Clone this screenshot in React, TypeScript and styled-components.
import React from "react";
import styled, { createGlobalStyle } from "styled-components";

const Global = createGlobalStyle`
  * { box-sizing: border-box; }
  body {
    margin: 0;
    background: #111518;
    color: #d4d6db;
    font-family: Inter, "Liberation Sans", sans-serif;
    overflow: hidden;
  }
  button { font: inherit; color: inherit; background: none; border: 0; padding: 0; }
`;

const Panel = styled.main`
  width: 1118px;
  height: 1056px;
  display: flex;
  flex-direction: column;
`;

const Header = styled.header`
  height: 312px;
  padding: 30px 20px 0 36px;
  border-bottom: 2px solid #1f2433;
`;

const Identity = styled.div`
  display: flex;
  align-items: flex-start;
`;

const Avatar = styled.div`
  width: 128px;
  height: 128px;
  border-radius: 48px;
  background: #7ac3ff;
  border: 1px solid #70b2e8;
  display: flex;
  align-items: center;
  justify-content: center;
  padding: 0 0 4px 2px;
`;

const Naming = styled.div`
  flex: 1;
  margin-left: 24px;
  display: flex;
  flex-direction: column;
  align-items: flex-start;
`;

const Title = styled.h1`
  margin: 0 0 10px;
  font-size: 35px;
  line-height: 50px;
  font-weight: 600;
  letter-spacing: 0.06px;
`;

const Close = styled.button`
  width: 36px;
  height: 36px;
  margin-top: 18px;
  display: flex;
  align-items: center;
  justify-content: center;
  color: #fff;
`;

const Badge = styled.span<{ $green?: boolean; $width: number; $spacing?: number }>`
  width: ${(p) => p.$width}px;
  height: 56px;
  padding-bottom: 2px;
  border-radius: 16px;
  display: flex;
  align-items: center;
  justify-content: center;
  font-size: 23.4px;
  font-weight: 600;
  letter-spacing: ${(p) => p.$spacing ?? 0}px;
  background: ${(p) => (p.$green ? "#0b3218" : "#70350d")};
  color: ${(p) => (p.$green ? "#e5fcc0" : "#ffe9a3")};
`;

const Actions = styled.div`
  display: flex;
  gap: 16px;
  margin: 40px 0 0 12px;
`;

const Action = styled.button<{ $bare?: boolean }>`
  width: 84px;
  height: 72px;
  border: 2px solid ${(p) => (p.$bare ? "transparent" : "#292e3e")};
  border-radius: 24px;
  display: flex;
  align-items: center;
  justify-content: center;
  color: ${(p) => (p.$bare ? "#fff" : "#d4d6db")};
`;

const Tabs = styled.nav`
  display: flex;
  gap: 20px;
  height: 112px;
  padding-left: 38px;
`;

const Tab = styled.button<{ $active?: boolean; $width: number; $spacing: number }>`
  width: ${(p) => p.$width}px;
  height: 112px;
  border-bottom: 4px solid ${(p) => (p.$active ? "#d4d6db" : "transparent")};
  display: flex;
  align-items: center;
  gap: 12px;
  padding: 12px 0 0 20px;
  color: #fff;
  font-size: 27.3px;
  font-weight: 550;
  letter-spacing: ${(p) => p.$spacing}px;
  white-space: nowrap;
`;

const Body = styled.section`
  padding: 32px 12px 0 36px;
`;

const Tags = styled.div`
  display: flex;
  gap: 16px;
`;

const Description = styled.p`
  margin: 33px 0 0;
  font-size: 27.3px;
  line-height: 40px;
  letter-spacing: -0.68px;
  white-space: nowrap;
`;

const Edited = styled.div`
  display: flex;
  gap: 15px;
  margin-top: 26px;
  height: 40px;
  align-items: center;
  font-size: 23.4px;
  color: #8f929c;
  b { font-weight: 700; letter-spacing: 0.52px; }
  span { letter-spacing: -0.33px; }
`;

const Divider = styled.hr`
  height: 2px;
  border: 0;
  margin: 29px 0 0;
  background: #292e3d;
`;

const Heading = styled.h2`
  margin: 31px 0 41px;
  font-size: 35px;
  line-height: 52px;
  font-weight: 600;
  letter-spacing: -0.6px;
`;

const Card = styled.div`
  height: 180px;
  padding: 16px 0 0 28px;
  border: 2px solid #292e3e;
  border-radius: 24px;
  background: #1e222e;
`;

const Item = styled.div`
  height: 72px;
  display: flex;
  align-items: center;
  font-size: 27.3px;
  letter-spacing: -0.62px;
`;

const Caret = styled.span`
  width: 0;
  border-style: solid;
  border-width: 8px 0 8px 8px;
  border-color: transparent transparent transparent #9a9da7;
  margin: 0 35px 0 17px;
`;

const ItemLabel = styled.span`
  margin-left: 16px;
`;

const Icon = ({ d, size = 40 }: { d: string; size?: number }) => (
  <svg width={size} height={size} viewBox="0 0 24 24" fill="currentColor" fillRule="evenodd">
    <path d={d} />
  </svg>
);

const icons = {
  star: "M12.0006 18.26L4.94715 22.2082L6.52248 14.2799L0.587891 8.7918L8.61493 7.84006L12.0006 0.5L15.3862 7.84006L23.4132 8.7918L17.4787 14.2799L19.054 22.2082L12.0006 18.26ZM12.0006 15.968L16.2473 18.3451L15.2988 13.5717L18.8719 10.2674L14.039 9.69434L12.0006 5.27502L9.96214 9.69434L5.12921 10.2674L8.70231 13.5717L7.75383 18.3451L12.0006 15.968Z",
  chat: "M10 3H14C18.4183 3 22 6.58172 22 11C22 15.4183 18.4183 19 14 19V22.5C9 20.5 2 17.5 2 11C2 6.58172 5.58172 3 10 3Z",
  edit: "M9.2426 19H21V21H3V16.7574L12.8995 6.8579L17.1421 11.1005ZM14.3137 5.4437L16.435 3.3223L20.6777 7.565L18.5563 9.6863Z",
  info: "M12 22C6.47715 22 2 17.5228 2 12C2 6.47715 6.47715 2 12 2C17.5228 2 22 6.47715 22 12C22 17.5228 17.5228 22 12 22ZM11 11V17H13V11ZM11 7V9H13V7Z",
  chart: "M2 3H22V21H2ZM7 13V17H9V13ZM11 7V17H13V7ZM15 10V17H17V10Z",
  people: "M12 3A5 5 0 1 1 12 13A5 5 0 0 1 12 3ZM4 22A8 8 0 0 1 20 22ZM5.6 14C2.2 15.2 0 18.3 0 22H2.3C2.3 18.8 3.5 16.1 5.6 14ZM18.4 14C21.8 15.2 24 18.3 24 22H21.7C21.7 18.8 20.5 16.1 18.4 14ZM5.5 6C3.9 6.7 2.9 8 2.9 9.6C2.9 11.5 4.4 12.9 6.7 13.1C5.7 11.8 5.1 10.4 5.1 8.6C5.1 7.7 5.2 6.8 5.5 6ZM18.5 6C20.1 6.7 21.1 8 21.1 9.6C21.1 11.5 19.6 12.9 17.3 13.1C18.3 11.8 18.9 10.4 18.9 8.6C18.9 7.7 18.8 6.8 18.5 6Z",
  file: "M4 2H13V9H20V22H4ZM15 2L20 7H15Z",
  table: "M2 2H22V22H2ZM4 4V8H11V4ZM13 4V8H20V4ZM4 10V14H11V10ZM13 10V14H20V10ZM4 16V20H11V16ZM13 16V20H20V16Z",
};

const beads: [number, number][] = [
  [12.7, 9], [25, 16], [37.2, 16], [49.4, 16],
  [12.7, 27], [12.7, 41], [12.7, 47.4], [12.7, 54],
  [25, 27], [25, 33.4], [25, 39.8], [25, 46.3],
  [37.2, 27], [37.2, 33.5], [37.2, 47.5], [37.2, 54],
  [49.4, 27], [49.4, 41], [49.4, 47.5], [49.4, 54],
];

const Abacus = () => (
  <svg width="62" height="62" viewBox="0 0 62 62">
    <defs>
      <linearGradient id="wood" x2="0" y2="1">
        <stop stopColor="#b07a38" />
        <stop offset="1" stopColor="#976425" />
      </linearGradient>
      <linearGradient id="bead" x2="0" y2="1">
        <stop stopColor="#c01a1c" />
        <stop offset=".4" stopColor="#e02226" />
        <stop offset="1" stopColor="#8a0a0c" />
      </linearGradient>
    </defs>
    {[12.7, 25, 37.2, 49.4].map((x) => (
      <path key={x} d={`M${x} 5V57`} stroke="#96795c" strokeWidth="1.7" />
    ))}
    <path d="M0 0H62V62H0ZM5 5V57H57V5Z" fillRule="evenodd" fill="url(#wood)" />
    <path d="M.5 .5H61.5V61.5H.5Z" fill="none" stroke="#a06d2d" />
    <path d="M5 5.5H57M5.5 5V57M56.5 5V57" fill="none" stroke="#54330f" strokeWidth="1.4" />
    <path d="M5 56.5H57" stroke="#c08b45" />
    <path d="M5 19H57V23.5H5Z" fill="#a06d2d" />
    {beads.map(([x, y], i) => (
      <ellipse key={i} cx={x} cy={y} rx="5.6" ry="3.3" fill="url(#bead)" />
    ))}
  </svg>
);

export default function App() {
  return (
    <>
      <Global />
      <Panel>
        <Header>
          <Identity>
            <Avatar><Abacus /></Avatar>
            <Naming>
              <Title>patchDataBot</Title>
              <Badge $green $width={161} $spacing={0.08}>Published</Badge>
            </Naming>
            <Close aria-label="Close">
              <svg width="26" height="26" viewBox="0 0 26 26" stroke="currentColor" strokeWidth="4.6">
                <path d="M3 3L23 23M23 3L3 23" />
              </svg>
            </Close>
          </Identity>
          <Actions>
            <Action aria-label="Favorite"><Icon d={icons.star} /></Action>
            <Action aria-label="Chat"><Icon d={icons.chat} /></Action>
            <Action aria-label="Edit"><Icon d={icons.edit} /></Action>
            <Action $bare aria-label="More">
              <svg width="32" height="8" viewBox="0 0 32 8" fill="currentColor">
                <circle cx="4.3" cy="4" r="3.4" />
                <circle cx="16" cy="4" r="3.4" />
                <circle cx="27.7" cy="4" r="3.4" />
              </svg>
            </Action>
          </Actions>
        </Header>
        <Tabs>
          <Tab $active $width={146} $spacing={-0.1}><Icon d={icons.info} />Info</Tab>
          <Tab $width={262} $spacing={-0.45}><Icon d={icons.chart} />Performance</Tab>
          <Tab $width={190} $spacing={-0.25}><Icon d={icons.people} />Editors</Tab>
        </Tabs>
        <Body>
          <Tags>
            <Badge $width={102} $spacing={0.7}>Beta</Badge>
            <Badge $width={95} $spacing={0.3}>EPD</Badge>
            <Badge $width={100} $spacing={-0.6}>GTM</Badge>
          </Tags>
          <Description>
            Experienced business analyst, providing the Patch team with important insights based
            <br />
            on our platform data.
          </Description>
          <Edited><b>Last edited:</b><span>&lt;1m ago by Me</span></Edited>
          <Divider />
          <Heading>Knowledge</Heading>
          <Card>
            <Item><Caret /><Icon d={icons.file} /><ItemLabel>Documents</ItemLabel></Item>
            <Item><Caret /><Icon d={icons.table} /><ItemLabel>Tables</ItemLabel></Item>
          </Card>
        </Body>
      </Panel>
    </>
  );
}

• • •

WHAT YOU HAVE TO DO -> From the data above, copy out every line with the string "React" in it.

TASK ANSWER ->
Clone this screenshot in React, TypeScript and styled-components.
import React from "react";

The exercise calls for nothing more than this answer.